Deputy-justiciar of South Wales
- In office 1321–1325
- Monarch: Edward II of England
- Preceded by: Robert de Malley
- Succeeded by: Robert de Malley
- In office February 1326 – February 1326
- Monarch: Edward II of England
- Preceded by: Robert de Malley
- Succeeded by: Robert de Malley
- In office 1334–1340
- Monarch: Edward III of England
- Preceded by: John Giffard
- Succeeded by: Philip de Clanvow

Personal details
- Born: c. 1283
- Died: 17 May 1356
- Spouse: Joan Somerville
- Children: Rhys ap Rhys ap Gruffudd
- Parents: Gruffudd ap Hywel (father); Nest ferch Gwrwared (mother);

= Sir Rhys ap Gruffudd =

Deputy-justiciar of South Wales (c. 1283–1356)

Sir Rhys ap Gruffudd (c. 1283–1356), was the wealthiest nobleman in 14th-century Wales. He was the most prominent of the native supporters of the English kings during this early period of English settlement in Wales.

Rhys was the son of Gruffudd ap Hywel and his wife Nest, daughter of Gwrwared ap Gwilym of Cemais. His father was first cousin of Welsh rebel Sir Gruffydd Llwyd, while on his mother's side he was related to poet Dafydd ap Gwilym. Rhys was the great-great-grandson of thirteenth-century nobleman and dynastic founder Ednyfed Fychan, as well as of Lord Rhys of the Dinefwr dynasty. He inherited from his grandfather substantial lands around Llansadwrn, in Carmarthenshire, and held several lucrative offices in the southwest of Wales, as well as in 1308 being steward of Cardigan. In 1310 he raised and commanded troops for the English campaign against Scotland, and in 1316 against the Welsh rebel, Llywelyn Bren, and again against Scotland in 1319.

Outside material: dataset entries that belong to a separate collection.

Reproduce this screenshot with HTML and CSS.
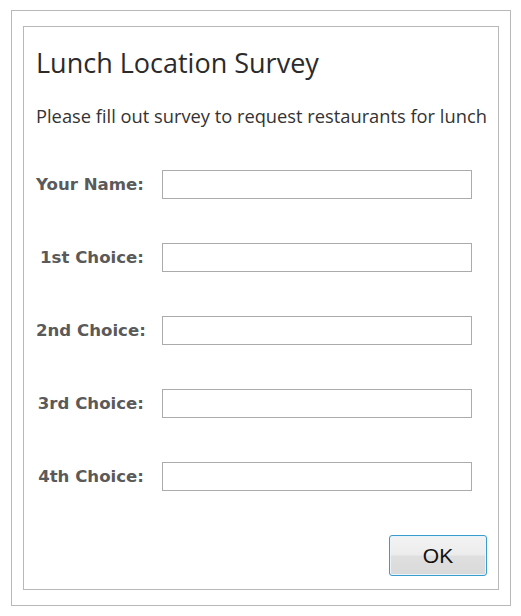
FILE: index.html
```html
<!DOCTYPE html>
<html>
<head>
<meta charset="utf-8">
<link rel="stylesheet" href="styles.css">
</head>
<body>
<div class="outer">
  <div class="dialog">
    <h1 class="title">Lunch Location Survey</h1>
    <p class="subtitle">Please fill out survey to request restaurants for lunch</p>
    <div class="form">
      <label class="label">Your Name:</label><input class="field" type="text">
      <label class="label">1st Choice:</label><input class="field" type="text">
      <label class="label">2nd Choice:</label><input class="field" type="text">
      <label class="label">3rd Choice:</label><input class="field" type="text">
      <label class="label">4th Choice:</label><input class="field" type="text">
    </div>
    <div class="actions">
      <button class="ok" type="button">OK</button>
    </div>
  </div>
</div>
</body>
</html>
```
FILE: styles.css
```css
html, body {
  margin: 0;
  padding: 0;
  background: #ffffff;
}
body {
  padding: 10px 10px 0 11px;
}
.outer {
  box-sizing: border-box;
  width: 500px;
  height: 596px;
  border: 1px solid #b8b8b8;
  padding: 15px 11px 15px 11px;
}
.dialog {
  box-sizing: border-box;
  height: 564px;
  border: 1px solid #b8b8b8;
  padding: 0 11px 0 12px;
  display: flex;
  flex-direction: column;
}
.title {
  margin: 18px 0 0 0;
  font-family: "Open Sans", sans-serif;
  font-weight: 400;
  font-size: 27px;
  line-height: 36px;
  color: #2b2b2b;
}
.subtitle {
  margin: 22px 0 0 0;
  font-family: "Open Sans", sans-serif;
  font-size: 18.3px;
  line-height: 26px;
  color: #333333;
}
.form {
  margin-top: 41px;
  display: grid;
  grid-template-columns: 108px 310px;
  column-gap: 18px;
  row-gap: 44px;
  align-items: center;
}
.label {
  text-align: right;
  font-family: "DejaVu Sans", sans-serif;
  font-weight: 700;
  font-size: 16.6px;
  color: #5a5a5a;
  white-space: nowrap;
}
.field {
  box-sizing: border-box;
  width: 310px;
  height: 29px;
  margin: 0;
  border: 1px solid #ababab;
  background: #ffffff;
  outline: none;
}
.actions {
  margin-top: auto;
  margin-bottom: 13px;
  display: flex;
  justify-content: flex-end;
}
.ok {
  box-sizing: border-box;
  width: 98px;
  height: 41px;
  border: 1px solid #3a9ccc;
  border-radius: 3px;
  box-shadow: inset 0 0 0 1px #e9f4fa;
  background: linear-gradient(#f3f3f3 0%, #ececec 48%, #dfdfdf 52%, #d9d9d9 100%);
  font-family: "Liberation Sans", Arial, sans-serif;
  font-size: 21px;
  color: #111111;
  padding: 0;
}
```
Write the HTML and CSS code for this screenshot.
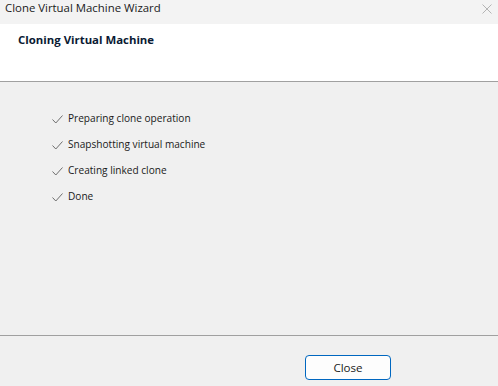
FILE: index.html
```html
<!DOCTYPE html>
<html lang="en">
<head>
    <meta charset="UTF-8">
    <title>Clone Virtual Machine Wizard</title>
    <link rel="stylesheet" href="styles.css">
</head>
<body>
    <div class="window">
        <div class="titlebar">
            <span class="title">Clone Virtual Machine Wizard</span>
            <svg class="close-x" width="10" height="10" viewBox="0 0 10 10">
                <path d="M0.5 0.5 L9.5 9.5 M9.5 0.5 L0.5 9.5" stroke="#b4b4b4" stroke-width="1" fill="none"/>
            </svg>
        </div>
        <div class="header">
            <h1>Cloning Virtual Machine</h1>
        </div>
        <div class="content">
            <ul class="steps">
                <li><svg class="check" width="11" height="9" viewBox="0 0 11 9"><path d="M0.5 4.5 L3.8 8 L10.5 0.5" stroke="#6e6e6e" stroke-width="1" fill="none"/></svg>Preparing clone operation</li>
                <li><svg class="check" width="11" height="9" viewBox="0 0 11 9"><path d="M0.5 4.5 L3.8 8 L10.5 0.5" stroke="#6e6e6e" stroke-width="1" fill="none"/></svg>Snapshotting virtual machine</li>
                <li><svg class="check" width="11" height="9" viewBox="0 0 11 9"><path d="M0.5 4.5 L3.8 8 L10.5 0.5" stroke="#6e6e6e" stroke-width="1" fill="none"/></svg>Creating linked clone</li>
                <li><svg class="check" width="11" height="9" viewBox="0 0 11 9"><path d="M0.5 4.5 L3.8 8 L10.5 0.5" stroke="#6e6e6e" stroke-width="1" fill="none"/></svg>Done</li>
            </ul>
        </div>
        <div class="footer">
            <button class="btn">Close</button>
        </div>
    </div>
</body>
</html>
```

FILE: styles.css
```css
* {
    margin: 0;
    padding: 0;
    box-sizing: border-box;
}

body {
    font-family: 'Open Sans', 'Noto Sans', sans-serif;
    font-size: 12px;
    color: #000;
    background: #f0f0f0;
}

.window {
    width: 498px;
    height: 386px;
    display: flex;
    flex-direction: column;
}

.titlebar {
    height: 24px;
    background: #f3f3f3;
    display: flex;
    align-items: flex-start;
    justify-content: space-between;
    padding: 0 6px 0 5px;
}

.title {
    font-size: 11.4px;
    line-height: 16px;
    color: #1a1a1a;
}

.close-x {
    margin-top: 4px;
}

.header {
    height: 58px;
    background: #fff;
    border-bottom: 1px solid #a0a0a0;
    padding: 8px 18px;
}

h1 {
    font-size: 11.4px;
    font-weight: 700;
    color: #0a1a33;
}

.content {
    flex: 1;
    padding: 27px 52px;
    border-bottom: 1px solid #a0a0a0;
}

.steps {
    list-style: none;
    display: flex;
    flex-direction: column;
    gap: 9px;
}

.steps li {
    display: flex;
    align-items: center;
    height: 17px;
    font-size: 10.1px;
    color: #1a1a1a;
}

.check {
    margin-right: 5px;
    margin-top: 3px;
}

.footer {
    height: 50px;
    display: flex;
    justify-content: flex-end;
    padding: 19px 107px 0 0;
}

.btn {
    width: 86px;
    height: 25px;
    background: #fdfdfd;
    border: 1px solid #0067c0;
    border-radius: 4px;
    font-family: inherit;
    font-size: 11.6px;
    color: #1a1a1a;
}
```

As supporter of The Elder Despenser and his son Hugh Despenser the Younger, he rose to prominence, being named sheriff of Carmarthen, deputy to the royal justice in South Wales, and receiving grants and leases to several properties as reward for his support. With their downfall, and after in August 1327 he marshalled active support from North and South Wales in a conspiracy to release the imprisoned king Edward II of England, he was forced to briefly flee to Scotland. Pardoned in February 1328, he fled again in 1330 after supporting the failed attempt of the Earl of Kent to unseat Roger Mortimer, 1st Earl of March as guardian of Edward III of England, but he was restored later in the year when the king successfully seized power. He would continue to supply and lead men for the English campaigns against Scotland through 1341, and was the predominant captain of Welsh troops, mostly archers, fighting for Edward in France, culminating in the Battle of Crecy in 1346, the same year he was knighted.

In addition to his sizable landholdings in Carmarthenshire and Ceredigion, supplemented in 1355 by additional Welsh lands inherited from his cousin, Ieuan ap Gruffudd Llwyd, his wife Joan de Somerville was coheiress to properties in six English counties. Their younger son Henry received his father's Welsh holdings, while the eldest surviving son and heir, Sir Rhys ap Gruffyud the younger, or simply Sir Rhys Griffith, born 1325, received the English inheritance of his mother, and was the first of the Griffiths of Wychnor, and ancestor through that family's heiress to the 16th-century rebel Rhys ap Gruffydd. Rhys the elder died 10 May 1356, at Carmarthen, and was buried there, having dominated south Wales for three decades.

Rhys was celebrated by Welsh poet Einion Offeiriad, and memorialized in poems by his cousin Dafydd ap Gwilym, and by Iolo Goch.

One of his descendants is the famous Rhys ap Thomas.

==Sources==
- A. D. Carr, Medieval Wales, St. Martin's Press, 1995
- A. D. Carr, "Tudor family, forebears of"
- David Green, The Hundred Years War: A People's History, Yale University Press, 2014
- R. A. Griffiths, "Rhys, Sir, ap Gruffudd"
- Thomas Jones Pierce, "RHYS ap GRUFFYDD or ‘Syr RHYS’ (died 1356), nobleman", Dictionary of Welsh Biography, 1959
- Gerald Morgan, "The Growth of Gentry Estates", in Geraint H. Jenkins, ed., Cardiganshire County History, Volume 2: Medieval and Early Modern Cardiganshire, Cymdeithas Hanes Ceredigion Historical Society, 2019, pp. 391–402
- Brynley F. Roberts, "Einion Offeiriad"
- Thomas Frederick Tout, "The Captivity and Death of Edward of Carnarvon", Bulletin of the John Rylands Library, vol. 6 (1923), pp. 69=115.